06/09/2021
This has been showing up in sessions these days, people are struggling with how to feel about things "opening back up."
We need to turn and face our suffering and pain before we can learn and grow from it.
"So go ahead and feel. Let it get messy. Find your moments to prime your tears and allow them to fall. Scream into that pillow. REST into all of it. And along the way, be kind to you. Move your body. Feed it good food. Sleep. Find your people to lean into. And as a big person, also know that this is for you to own so your children aren’t left carrying it for you."
Today I was chatting with my assistant, Tara, when she made a comment, “You know, the world is opening up, but it seems like so many of us are actually having a tougher time now than when we were at the beginning of this pandemic madness. Is it that we’re not ready? What’s happening?”
I immediately thought of something that my very wise partner, David Loyst, said at one of our recent clinical team meetings. He likened our feelings to an ocean. He explained that for many of us, when we were children, our very well-meaning big people wanted us to be happy. If our feelings were the sea, they wanted the water to be still and shiny with reflecting sunlight. And so our big people promoted those feelings, and discouraged the opposite. Even as babies, we were “shh – shh – shh”ed, because those tears were uncomfortable. Stormy feelings, big tantrums, rocky waters? This did not fit the Narrative of Childhood Happiness, and so they were not embraced. This valuing of the appearance of contentment over all else continued into our adulthood and became a part of our story.
And were our parents and grandparents and teachers and coaches and aunts and uncles wrong for that? No! They wanted the best for us. They wanted our happiness. But developmentally and spiritually, we need to experience the downs alongside the ups.
Years and years later, we are thrown into a pandemic. And an infodemic at the same time. Social media explodes with mixed messaging, such as “feel your feelings”, but also, “bake bread!”, “learn a new skill!”, “figure out Zoom!”, and “why not try a Zoom Zumba class while you’re at it!?” The waves are starting to get bigger. Worry and uncertainty are rolling in. Grief and anger’s whitecaps are foaming. The waves move up and down, just as feelings are SUPPOSED to go. We are supposed to find ourselves in the trenches of the waves. In the low. In the hard parts. These feelings are natural and necessary. But as we roll over the wave and find ourselves slipping from the high to the low, our programming kicks in. Wait! No! We can’t sit in sadness! Get up! Swim! Swim!

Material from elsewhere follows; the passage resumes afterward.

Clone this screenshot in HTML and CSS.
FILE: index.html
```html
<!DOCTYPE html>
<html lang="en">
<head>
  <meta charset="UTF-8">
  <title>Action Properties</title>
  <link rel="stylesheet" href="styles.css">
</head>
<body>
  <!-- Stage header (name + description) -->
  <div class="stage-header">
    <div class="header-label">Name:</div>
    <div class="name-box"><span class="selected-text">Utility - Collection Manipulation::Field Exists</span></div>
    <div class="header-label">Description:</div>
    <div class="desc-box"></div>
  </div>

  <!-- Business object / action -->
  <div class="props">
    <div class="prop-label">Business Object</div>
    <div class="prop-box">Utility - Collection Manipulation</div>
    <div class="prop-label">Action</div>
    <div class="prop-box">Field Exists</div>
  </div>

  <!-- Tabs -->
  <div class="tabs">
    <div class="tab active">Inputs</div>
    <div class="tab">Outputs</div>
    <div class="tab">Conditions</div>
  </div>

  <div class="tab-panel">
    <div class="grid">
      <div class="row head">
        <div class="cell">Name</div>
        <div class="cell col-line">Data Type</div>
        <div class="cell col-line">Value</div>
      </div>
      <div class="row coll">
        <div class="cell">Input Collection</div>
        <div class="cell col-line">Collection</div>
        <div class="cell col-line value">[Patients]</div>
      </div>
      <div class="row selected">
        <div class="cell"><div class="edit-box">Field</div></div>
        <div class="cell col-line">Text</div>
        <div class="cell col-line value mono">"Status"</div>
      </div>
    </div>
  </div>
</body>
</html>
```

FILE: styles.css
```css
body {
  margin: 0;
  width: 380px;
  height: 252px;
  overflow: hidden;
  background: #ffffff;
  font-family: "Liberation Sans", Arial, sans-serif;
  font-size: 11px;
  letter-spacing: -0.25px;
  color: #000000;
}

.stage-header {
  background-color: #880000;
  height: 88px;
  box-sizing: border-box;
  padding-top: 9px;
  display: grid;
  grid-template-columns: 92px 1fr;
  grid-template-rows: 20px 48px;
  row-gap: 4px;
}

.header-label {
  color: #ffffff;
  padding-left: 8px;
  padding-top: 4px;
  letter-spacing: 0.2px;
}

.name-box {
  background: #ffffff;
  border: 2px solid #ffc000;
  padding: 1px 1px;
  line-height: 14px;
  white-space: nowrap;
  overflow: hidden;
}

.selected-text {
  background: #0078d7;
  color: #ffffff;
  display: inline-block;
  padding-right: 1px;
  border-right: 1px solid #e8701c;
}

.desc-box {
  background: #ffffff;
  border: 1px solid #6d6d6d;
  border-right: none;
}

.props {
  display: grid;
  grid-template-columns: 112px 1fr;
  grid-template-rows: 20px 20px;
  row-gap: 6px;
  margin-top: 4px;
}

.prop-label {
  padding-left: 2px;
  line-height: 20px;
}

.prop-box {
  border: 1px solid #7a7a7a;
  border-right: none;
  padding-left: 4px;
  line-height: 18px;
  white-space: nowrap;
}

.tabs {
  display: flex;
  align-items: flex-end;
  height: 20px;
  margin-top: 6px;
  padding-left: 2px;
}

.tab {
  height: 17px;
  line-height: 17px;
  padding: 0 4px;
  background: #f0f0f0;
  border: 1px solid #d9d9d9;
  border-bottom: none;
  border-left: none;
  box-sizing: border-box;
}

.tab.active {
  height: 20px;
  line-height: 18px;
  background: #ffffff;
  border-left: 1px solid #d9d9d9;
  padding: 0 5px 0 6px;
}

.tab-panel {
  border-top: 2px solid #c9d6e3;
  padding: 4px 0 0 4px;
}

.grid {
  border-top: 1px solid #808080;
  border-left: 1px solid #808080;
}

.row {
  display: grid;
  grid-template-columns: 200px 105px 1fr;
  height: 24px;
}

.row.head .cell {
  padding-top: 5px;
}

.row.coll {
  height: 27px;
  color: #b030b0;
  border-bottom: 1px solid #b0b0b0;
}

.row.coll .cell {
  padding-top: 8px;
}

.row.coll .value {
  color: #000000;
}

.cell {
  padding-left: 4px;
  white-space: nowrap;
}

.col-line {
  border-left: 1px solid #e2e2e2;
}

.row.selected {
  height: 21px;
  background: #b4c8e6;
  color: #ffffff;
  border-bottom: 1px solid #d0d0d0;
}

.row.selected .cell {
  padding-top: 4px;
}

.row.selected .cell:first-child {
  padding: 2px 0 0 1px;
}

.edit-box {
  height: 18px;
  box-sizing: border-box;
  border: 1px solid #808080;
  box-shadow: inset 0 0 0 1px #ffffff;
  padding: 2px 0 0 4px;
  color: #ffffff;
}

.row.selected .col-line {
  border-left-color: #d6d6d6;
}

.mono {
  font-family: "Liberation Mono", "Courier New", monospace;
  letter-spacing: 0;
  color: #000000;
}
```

And so we swim. We bake the bread. We declutter the closet. We buy the books. We keep going. And we don’t ever let ourselves sit in our feelings. They are uncomfortable. They feel out of control. They are frightening.

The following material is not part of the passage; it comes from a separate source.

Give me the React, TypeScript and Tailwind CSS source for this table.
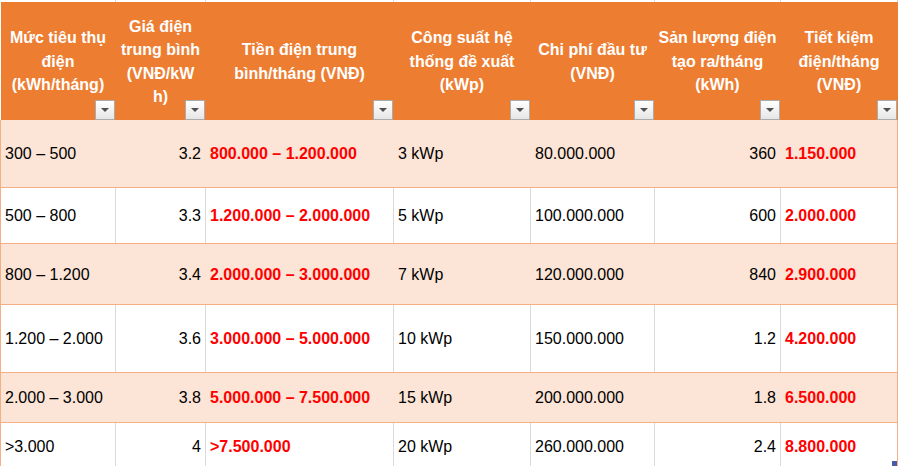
const widths = ["w-[115px]", "w-[90px]", "w-[188px]", "w-[137px]", "w-[124px]", "w-[126px]", "w-[117px]"];

const headers: string[][] = [
  ["Mức tiêu thụ", "điện", "(kWh/tháng)"],
  ["Giá điện", "trung bình", "(VNĐ/kW", "h)"],
  ["Tiền điện trung", "bình/tháng (VNĐ)"],
  ["Công suất hệ", "thống đề xuất", "(kWp)"],
  ["Chi phí đầu tư", "(VNĐ)"],
  ["Sản lượng điện", "tạo ra/tháng", "(kWh)"],
  ["Tiết kiệm", "điện/tháng", "(VNĐ)"],
];

type Row = { cells: string[]; band: boolean; h: string };

const rows: Row[] = [
  { cells: ["300 – 500", "3.2", "800.000 – 1.200.000", "3 kWp", "80.000.000", "360", "1.150.000"], band: true, h: "h-[67px]" },
  { cells: ["500 – 800", "3.3", "1.200.000 – 2.000.000", "5 kWp", "100.000.000", "600", "2.000.000"], band: false, h: "h-[55px]" },
  { cells: ["800 – 1.200", "3.4", "2.000.000 – 3.000.000", "7 kWp", "120.000.000", "840", "2.900.000"], band: true, h: "h-[60px]" },
  { cells: ["1.200 – 2.000", "3.6", "3.000.000 – 5.000.000", "10 kWp", "150.000.000", "1.2", "4.200.000"], band: false, h: "h-[67px]" },
  { cells: ["2.000 – 3.000", "3.8", "5.000.000 – 7.500.000", "15 kWp", "200.000.000", "1.8", "6.500.000"], band: true, h: "h-[49px]" },
  { cells: [">3.000", "4", ">7.500.000", "20 kWp", "260.000.000", "2.4", "8.800.000"], band: false, h: "h-[47px]" },
];

function FilterButton() {
  return (
    <div className="absolute right-0 bottom-0 w-[20px] h-[20px] border border-[#ababab] bg-gradient-to-b from-white to-[#e6e6e6] flex items-center justify-center">
      <svg width="8" height="4" viewBox="0 0 8 4">
        <path d="M0 0h8L4 4z" fill="#505050" />
      </svg>
    </div>
  );
}

function DataCell({ text, col, band }: { text: string; col: number; band: boolean }) {
  const right = col === 1 || col === 5;
  const red = col === 2 || col === 6;
  const last = col === 6;
  return (
    <div
      className={`${widths[col]} shrink-0 h-full flex items-center px-[4px] pt-px border-r ${
        last ? "border-[#f4b084]" : band ? "border-[#fce4d6]" : "border-[#dadada]"
      } ${right ? "justify-end" : "justify-start"} ${red ? "text-[#ff0000] font-bold" : "text-black"}`}
    >
      <span className="whitespace-nowrap">{text}</span>
    </div>
  );
}

export default function App() {
  return (
    <div className="w-[901px] h-[466px] overflow-hidden bg-white relative font-['Liberation_Sans',Arial,sans-serif] text-[16px]">
      {/* strip of the sheet row above */}
      <div className="flex h-[2px] pl-px">
        {widths.map((w, i) => (
          <div key={i} className={`${w} shrink-0 h-full border-r border-[#d9d9d9]`} />
        ))}
      </div>

      {/* header */}
      <div className="flex w-[898px] h-[118px] bg-[#ed7d31] border-l border-white">
        {headers.map((lines, i) => (
          <div
            key={i}
            className={`${widths[i]} shrink-0 h-full relative flex items-center justify-center border-r border-[#ed7d31] text-white font-bold text-center leading-[23.5px]`}
          >
            <div className="pt-px">
              {lines.map((l, j) => (
                <div key={j} className="whitespace-nowrap">
                  {l}
                </div>
              ))}
            </div>
            <FilterButton />
          </div>
        ))}
      </div>

      {/* body */}
      {rows.map((r, i) => (
        <div
          key={i}
          className={`flex w-[898px] border-l border-[#f4b084] ${
            r.band ? `bg-[#fce4d6] border-b border-[#f4b084] ${i > 0 ? "border-t" : ""}` : "bg-white"
          }`}
        >
          <div className={`flex ${r.h}`}>
            {r.cells.map((c, j) => (
              <DataCell key={j} text={c} col={j} band={r.band} />
            ))}
          </div>
        </div>
      ))}

      {/* table resize handle */}
      <div className="absolute left-[892px] top-[461px] w-[5px] h-[5px] bg-[#4a5aa8]" />
    </div>
  );
}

And 16 months later, we are left in in the choppy waters. A purgatory of feelings. We haven’t made peace with the waves, and so they continue to agitate us. We keep swimming – always swimming – but we don’t feel as though we’re getting anywhere. It is exhausting. We are stuck.
If this is how you are feeling right now, I want to tell you (and wrap my arms around you at the same time) and say, “You are NOT ALONE.”
This feeling is everywhere. The confusion is everywhere. Why aren’t we happier that the world is opening up? Why are we still feeling so stressed? Why aren’t we thriving?
Because we haven’t been able to rest into the depths of our lows. Because we feel like we have to keep swimming until we reach happiness again. Because we are so panicked that if we let the tears start they might just never stop. So we get stuck there. In that messy, complicated zone of emotional purgatory. And precisely because of that, we road block ourselves from the return to happiness.
The truth is, you cannot know that happiness without knowing your sad and your mad and all of your lows. You have the ride the wave right down to the verrrrrry bottom. You have to cry all the tears. You have to be submerged in the swells of grief. You have to wail into the dark depths of all that is uncomfortable.
So go ahead and feel. Let it get messy. Find your moments to prime your tears and allow them to fall. Scream into that pillow. REST into all of it. And along the way, be kind to you. Move your body. Feed it good food. Sleep. Find your people to lean into. And as a big person, also know that this is for you to own so your children aren’t left carrying it for you.
And then…and then you will come through it. You will never stay stuck in the dark if you can simply and fully surrender to it. The sun will rise. The waters will calm. They might even sparkle.